WHAT NEEDS TO BE DONE
Word for word, print each line of the listing below; pictures stay out.
------------------------------------------------------------
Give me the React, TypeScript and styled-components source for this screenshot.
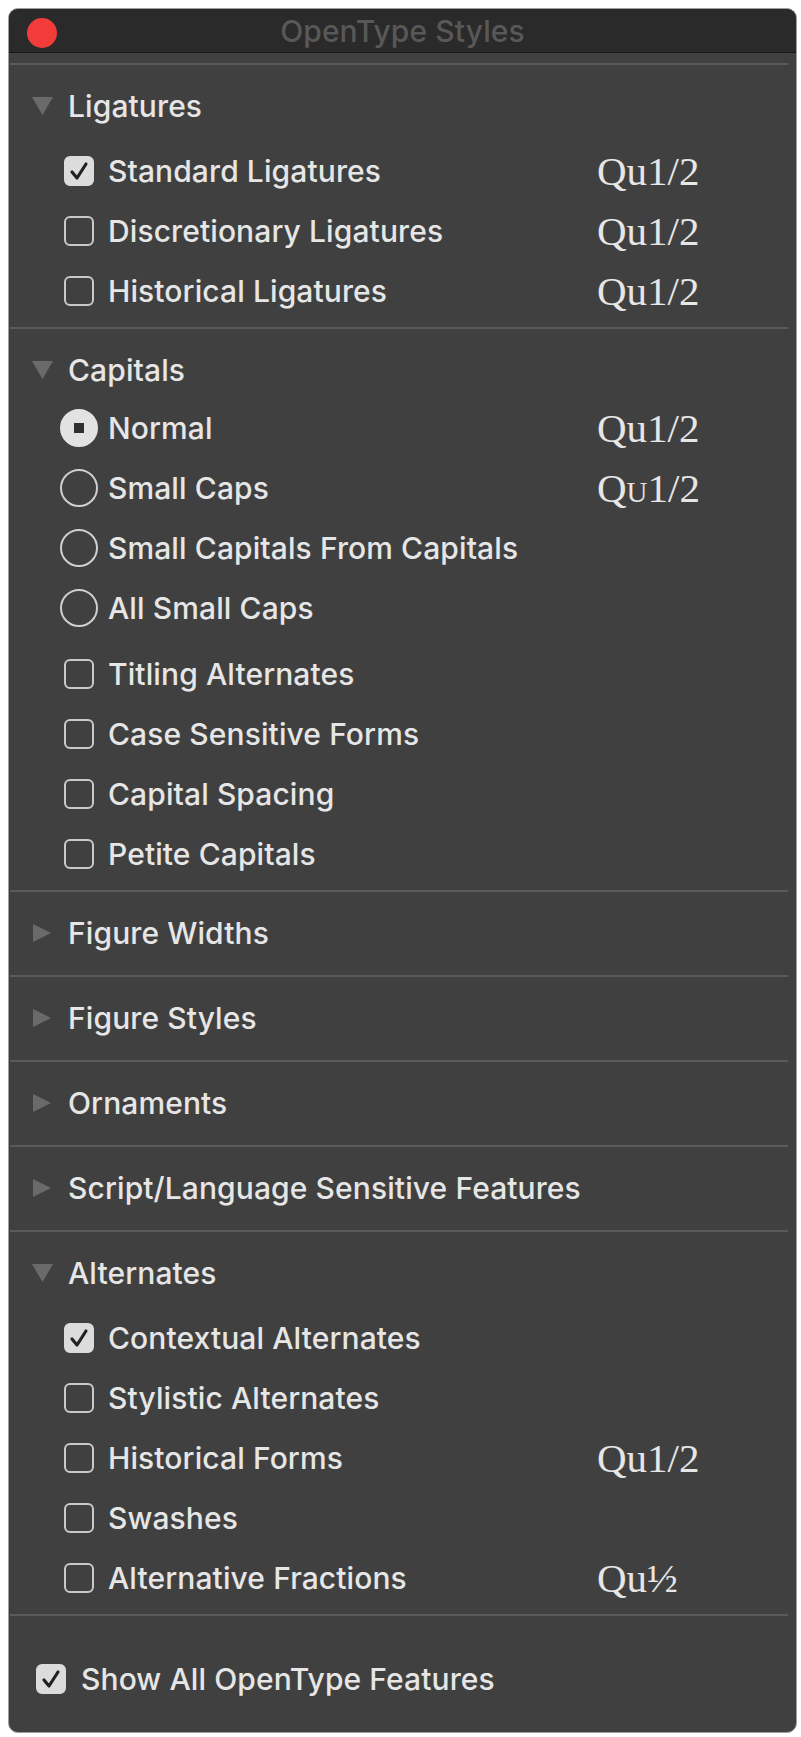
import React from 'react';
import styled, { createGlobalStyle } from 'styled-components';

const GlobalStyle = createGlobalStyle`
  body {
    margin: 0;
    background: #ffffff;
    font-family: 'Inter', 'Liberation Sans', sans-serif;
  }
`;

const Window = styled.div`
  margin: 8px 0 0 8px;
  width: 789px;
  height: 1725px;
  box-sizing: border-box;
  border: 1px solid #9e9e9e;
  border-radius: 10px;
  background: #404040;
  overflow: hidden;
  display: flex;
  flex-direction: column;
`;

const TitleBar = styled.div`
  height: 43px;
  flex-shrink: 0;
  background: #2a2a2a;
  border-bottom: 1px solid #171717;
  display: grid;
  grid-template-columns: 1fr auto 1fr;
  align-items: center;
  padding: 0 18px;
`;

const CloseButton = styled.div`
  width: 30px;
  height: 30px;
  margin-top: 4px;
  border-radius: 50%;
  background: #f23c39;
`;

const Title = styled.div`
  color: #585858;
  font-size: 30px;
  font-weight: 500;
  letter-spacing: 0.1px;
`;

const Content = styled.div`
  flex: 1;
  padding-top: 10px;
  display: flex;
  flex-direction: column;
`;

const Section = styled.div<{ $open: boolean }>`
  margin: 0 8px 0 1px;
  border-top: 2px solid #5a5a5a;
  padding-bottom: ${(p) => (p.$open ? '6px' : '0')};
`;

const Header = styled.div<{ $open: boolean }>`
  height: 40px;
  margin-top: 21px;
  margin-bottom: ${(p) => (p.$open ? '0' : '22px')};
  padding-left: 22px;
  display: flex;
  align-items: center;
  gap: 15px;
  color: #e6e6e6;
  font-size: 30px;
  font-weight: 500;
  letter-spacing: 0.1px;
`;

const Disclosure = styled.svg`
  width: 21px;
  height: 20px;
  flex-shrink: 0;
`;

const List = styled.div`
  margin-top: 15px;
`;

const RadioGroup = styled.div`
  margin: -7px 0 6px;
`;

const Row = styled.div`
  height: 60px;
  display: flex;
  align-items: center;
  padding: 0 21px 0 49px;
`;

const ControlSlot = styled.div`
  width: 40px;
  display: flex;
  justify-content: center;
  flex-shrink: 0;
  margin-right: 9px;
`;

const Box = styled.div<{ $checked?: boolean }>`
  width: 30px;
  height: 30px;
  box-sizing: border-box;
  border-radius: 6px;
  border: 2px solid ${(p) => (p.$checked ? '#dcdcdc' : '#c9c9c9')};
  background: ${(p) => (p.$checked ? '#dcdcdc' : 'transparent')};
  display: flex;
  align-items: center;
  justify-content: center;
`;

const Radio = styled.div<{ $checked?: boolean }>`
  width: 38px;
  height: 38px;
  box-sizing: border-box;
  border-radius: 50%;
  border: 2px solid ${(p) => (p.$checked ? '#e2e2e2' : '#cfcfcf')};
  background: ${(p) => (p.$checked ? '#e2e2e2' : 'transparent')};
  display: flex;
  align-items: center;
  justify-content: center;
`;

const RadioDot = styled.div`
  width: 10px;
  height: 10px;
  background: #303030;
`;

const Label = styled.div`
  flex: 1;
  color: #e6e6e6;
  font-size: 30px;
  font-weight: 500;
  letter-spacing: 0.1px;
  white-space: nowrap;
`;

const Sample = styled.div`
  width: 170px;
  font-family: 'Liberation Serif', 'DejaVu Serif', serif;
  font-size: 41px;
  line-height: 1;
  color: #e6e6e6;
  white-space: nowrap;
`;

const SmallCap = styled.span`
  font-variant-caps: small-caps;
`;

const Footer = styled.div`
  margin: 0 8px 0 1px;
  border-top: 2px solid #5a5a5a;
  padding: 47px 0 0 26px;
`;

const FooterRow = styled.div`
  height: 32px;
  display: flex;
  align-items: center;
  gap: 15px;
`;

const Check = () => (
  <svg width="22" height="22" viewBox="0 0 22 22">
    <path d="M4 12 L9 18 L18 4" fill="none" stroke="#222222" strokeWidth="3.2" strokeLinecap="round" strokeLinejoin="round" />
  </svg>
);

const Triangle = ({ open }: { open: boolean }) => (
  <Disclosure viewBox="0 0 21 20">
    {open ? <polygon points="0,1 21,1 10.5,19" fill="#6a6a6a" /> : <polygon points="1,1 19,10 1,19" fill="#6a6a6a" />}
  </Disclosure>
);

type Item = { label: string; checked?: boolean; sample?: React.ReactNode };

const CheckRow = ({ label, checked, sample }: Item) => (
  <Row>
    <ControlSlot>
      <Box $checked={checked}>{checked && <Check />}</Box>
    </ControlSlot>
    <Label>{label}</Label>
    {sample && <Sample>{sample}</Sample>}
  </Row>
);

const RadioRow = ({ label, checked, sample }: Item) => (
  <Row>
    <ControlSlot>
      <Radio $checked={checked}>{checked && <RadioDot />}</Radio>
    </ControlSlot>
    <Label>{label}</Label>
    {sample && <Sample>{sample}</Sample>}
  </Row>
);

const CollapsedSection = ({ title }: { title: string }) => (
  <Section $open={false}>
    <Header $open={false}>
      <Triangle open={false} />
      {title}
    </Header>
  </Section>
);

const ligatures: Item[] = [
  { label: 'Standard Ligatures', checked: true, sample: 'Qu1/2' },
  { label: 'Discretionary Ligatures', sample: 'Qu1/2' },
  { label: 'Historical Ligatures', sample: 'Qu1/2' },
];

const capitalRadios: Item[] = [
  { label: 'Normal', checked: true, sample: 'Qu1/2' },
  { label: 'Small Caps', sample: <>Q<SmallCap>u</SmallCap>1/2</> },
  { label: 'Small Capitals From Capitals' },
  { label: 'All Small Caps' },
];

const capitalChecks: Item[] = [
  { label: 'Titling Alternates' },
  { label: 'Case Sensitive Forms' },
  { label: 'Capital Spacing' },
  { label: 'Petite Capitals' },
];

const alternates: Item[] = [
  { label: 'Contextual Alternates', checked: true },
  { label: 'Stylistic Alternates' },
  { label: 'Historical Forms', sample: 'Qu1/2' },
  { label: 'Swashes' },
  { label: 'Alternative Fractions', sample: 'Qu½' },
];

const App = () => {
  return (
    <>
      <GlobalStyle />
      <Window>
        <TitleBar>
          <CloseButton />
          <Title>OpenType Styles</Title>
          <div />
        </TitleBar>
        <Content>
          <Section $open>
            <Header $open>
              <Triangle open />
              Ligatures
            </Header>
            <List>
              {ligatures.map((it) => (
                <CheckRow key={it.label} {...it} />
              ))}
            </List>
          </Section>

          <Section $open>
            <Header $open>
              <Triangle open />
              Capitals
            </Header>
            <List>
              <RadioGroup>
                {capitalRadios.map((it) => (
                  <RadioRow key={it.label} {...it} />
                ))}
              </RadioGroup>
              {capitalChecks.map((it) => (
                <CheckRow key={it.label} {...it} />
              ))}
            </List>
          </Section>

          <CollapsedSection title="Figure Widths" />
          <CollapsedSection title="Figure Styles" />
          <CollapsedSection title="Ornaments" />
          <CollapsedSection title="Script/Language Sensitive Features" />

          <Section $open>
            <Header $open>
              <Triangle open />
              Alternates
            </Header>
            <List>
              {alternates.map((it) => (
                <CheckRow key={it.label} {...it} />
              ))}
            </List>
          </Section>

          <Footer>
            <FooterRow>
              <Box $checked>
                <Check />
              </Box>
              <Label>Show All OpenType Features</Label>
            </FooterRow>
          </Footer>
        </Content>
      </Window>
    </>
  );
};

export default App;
------------------------------------------------------------
RESULT OF THE EXERCISE
Give me the React, TypeScript and styled-components source for this screenshot.
import React from 'react';
import styled, { createGlobalStyle } from 'styled-components';

const GlobalStyle = createGlobalStyle`
  body {
    margin: 0;
    background: #ffffff;
    font-family: 'Inter', 'Liberation Sans', sans-serif;
  }
`;

const Window = styled.div`
  margin: 8px 0 0 8px;
  width: 789px;
  height: 1725px;
  box-sizing: border-box;
  border: 1px solid #9e9e9e;
  border-radius: 10px;
  background: #404040;
  overflow: hidden;
  display: flex;
  flex-direction: column;
`;

const TitleBar = styled.div`
  height: 43px;
  flex-shrink: 0;
  background: #2a2a2a;
  border-bottom: 1px solid #171717;
  display: grid;
  grid-template-columns: 1fr auto 1fr;
  align-items: center;
  padding: 0 18px;
`;

const CloseButton = styled.div`
  width: 30px;
  height: 30px;
  margin-top: 4px;
  border-radius: 50%;
  background: #f23c39;
`;

const Title = styled.div`
  color: #585858;
  font-size: 30px;
  font-weight: 500;
  letter-spacing: 0.1px;
`;

const Content = styled.div`
  flex: 1;
  padding-top: 10px;
  display: flex;
  flex-direction: column;
`;

const Section = styled.div<{ $open: boolean }>`
  margin: 0 8px 0 1px;
  border-top: 2px solid #5a5a5a;
  padding-bottom: ${(p) => (p.$open ? '6px' : '0')};
`;

const Header = styled.div<{ $open: boolean }>`
  height: 40px;
  margin-top: 21px;
  margin-bottom: ${(p) => (p.$open ? '0' : '22px')};
  padding-left: 22px;
  display: flex;
  align-items: center;
  gap: 15px;
  color: #e6e6e6;
  font-size: 30px;
  font-weight: 500;
  letter-spacing: 0.1px;
`;

const Disclosure = styled.svg`
  width: 21px;
  height: 20px;
  flex-shrink: 0;
`;

const List = styled.div`
  margin-top: 15px;
`;

const RadioGroup = styled.div`
  margin: -7px 0 6px;
`;

const Row = styled.div`
  height: 60px;
  display: flex;
  align-items: center;
  padding: 0 21px 0 49px;
`;

const ControlSlot = styled.div`
  width: 40px;
  display: flex;
  justify-content: center;
  flex-shrink: 0;
  margin-right: 9px;
`;

const Box = styled.div<{ $checked?: boolean }>`
  width: 30px;
  height: 30px;
  box-sizing: border-box;
  border-radius: 6px;
  border: 2px solid ${(p) => (p.$checked ? '#dcdcdc' : '#c9c9c9')};
  background: ${(p) => (p.$checked ? '#dcdcdc' : 'transparent')};
  display: flex;
  align-items: center;
  justify-content: center;
`;

const Radio = styled.div<{ $checked?: boolean }>`
  width: 38px;
  height: 38px;
  box-sizing: border-box;
  border-radius: 50%;
  border: 2px solid ${(p) => (p.$checked ? '#e2e2e2' : '#cfcfcf')};
  background: ${(p) => (p.$checked ? '#e2e2e2' : 'transparent')};
  display: flex;
  align-items: center;
  justify-content: center;
`;

const RadioDot = styled.div`
  width: 10px;
  height: 10px;
  background: #303030;
`;

const Label = styled.div`
  flex: 1;
  color: #e6e6e6;
  font-size: 30px;
  font-weight: 500;
  letter-spacing: 0.1px;
  white-space: nowrap;
`;

const Sample = styled.div`
  width: 170px;
  font-family: 'Liberation Serif', 'DejaVu Serif', serif;
  font-size: 41px;
  line-height: 1;
  color: #e6e6e6;
  white-space: nowrap;
`;

const SmallCap = styled.span`
  font-variant-caps: small-caps;
`;

const Footer = styled.div`
  margin: 0 8px 0 1px;
  border-top: 2px solid #5a5a5a;
  padding: 47px 0 0 26px;
`;

const FooterRow = styled.div`
  height: 32px;
  display: flex;
  align-items: center;
  gap: 15px;
`;

const Check = () => (
  <svg width="22" height="22" viewBox="0 0 22 22">
    <path d="M4 12 L9 18 L18 4" fill="none" stroke="#222222" strokeWidth="3.2" strokeLinecap="round" strokeLinejoin="round" />
  </svg>
);

const Triangle = ({ open }: { open: boolean }) => (
  <Disclosure viewBox="0 0 21 20">
    {open ? <polygon points="0,1 21,1 10.5,19" fill="#6a6a6a" /> : <polygon points="1,1 19,10 1,19" fill="#6a6a6a" />}
  </Disclosure>
);

type Item = { label: string; checked?: boolean; sample?: React.ReactNode };

const CheckRow = ({ label, checked, sample }: Item) => (
  <Row>
    <ControlSlot>
      <Box $checked={checked}>{checked && <Check />}</Box>
    </ControlSlot>
    <Label>{label}</Label>
    {sample && <Sample>{sample}</Sample>}
  </Row>
);

const RadioRow = ({ label, checked, sample }: Item) => (
  <Row>
    <ControlSlot>
      <Radio $checked={checked}>{checked && <RadioDot />}</Radio>
    </ControlSlot>
    <Label>{label}</Label>
    {sample && <Sample>{sample}</Sample>}
  </Row>
);

const CollapsedSection = ({ title }: { title: string }) => (
  <Section $open={false}>
    <Header $open={false}>
      <Triangle open={false} />
      {title}
    </Header>
  </Section>
);

const ligatures: Item[] = [
  { label: 'Standard Ligatures', checked: true, sample: 'Qu1/2' },
  { label: 'Discretionary Ligatures', sample: 'Qu1/2' },
  { label: 'Historical Ligatures', sample: 'Qu1/2' },
];

const capitalRadios: Item[] = [
  { label: 'Normal', checked: true, sample: 'Qu1/2' },
  { label: 'Small Caps', sample: <>Q<SmallCap>u</SmallCap>1/2</> },
  { label: 'Small Capitals From Capitals' },
  { label: 'All Small Caps' },
];

const capitalChecks: Item[] = [
  { label: 'Titling Alternates' },
  { label: 'Case Sensitive Forms' },
  { label: 'Capital Spacing' },
  { label: 'Petite Capitals' },
];

const alternates: Item[] = [
  { label: 'Contextual Alternates', checked: true },
  { label: 'Stylistic Alternates' },
  { label: 'Historical Forms', sample: 'Qu1/2' },
  { label: 'Swashes' },
  { label: 'Alternative Fractions', sample: 'Qu½' },
];

const App = () => {
  return (
    <>
      <GlobalStyle />
      <Window>
        <TitleBar>
          <CloseButton />
          <Title>OpenType Styles</Title>
          <div />
        </TitleBar>
        <Content>
          <Section $open>
            <Header $open>
              <Triangle open />
              Ligatures
            </Header>
            <List>
              {ligatures.map((it) => (
                <CheckRow key={it.label} {...it} />
              ))}
            </List>
          </Section>

          <Section $open>
            <Header $open>
              <Triangle open />
              Capitals
            </Header>
            <List>
              <RadioGroup>
                {capitalRadios.map((it) => (
                  <RadioRow key={it.label} {...it} />
                ))}
              </RadioGroup>
              {capitalChecks.map((it) => (
                <CheckRow key={it.label} {...it} />
              ))}
            </List>
          </Section>

          <CollapsedSection title="Figure Widths" />
          <CollapsedSection title="Figure Styles" />
          <CollapsedSection title="Ornaments" />
          <CollapsedSection title="Script/Language Sensitive Features" />

          <Section $open>
            <Header $open>
              <Triangle open />
              Alternates
            </Header>
            <List>
              {alternates.map((it) => (
                <CheckRow key={it.label} {...it} />
              ))}
            </List>
          </Section>

          <Footer>
            <FooterRow>
              <Box $checked>
                <Check />
              </Box>
              <Label>Show All OpenType Features</Label>
            </FooterRow>
          </Footer>
        </Content>
      </Window>
    </>
  );
};

export default App;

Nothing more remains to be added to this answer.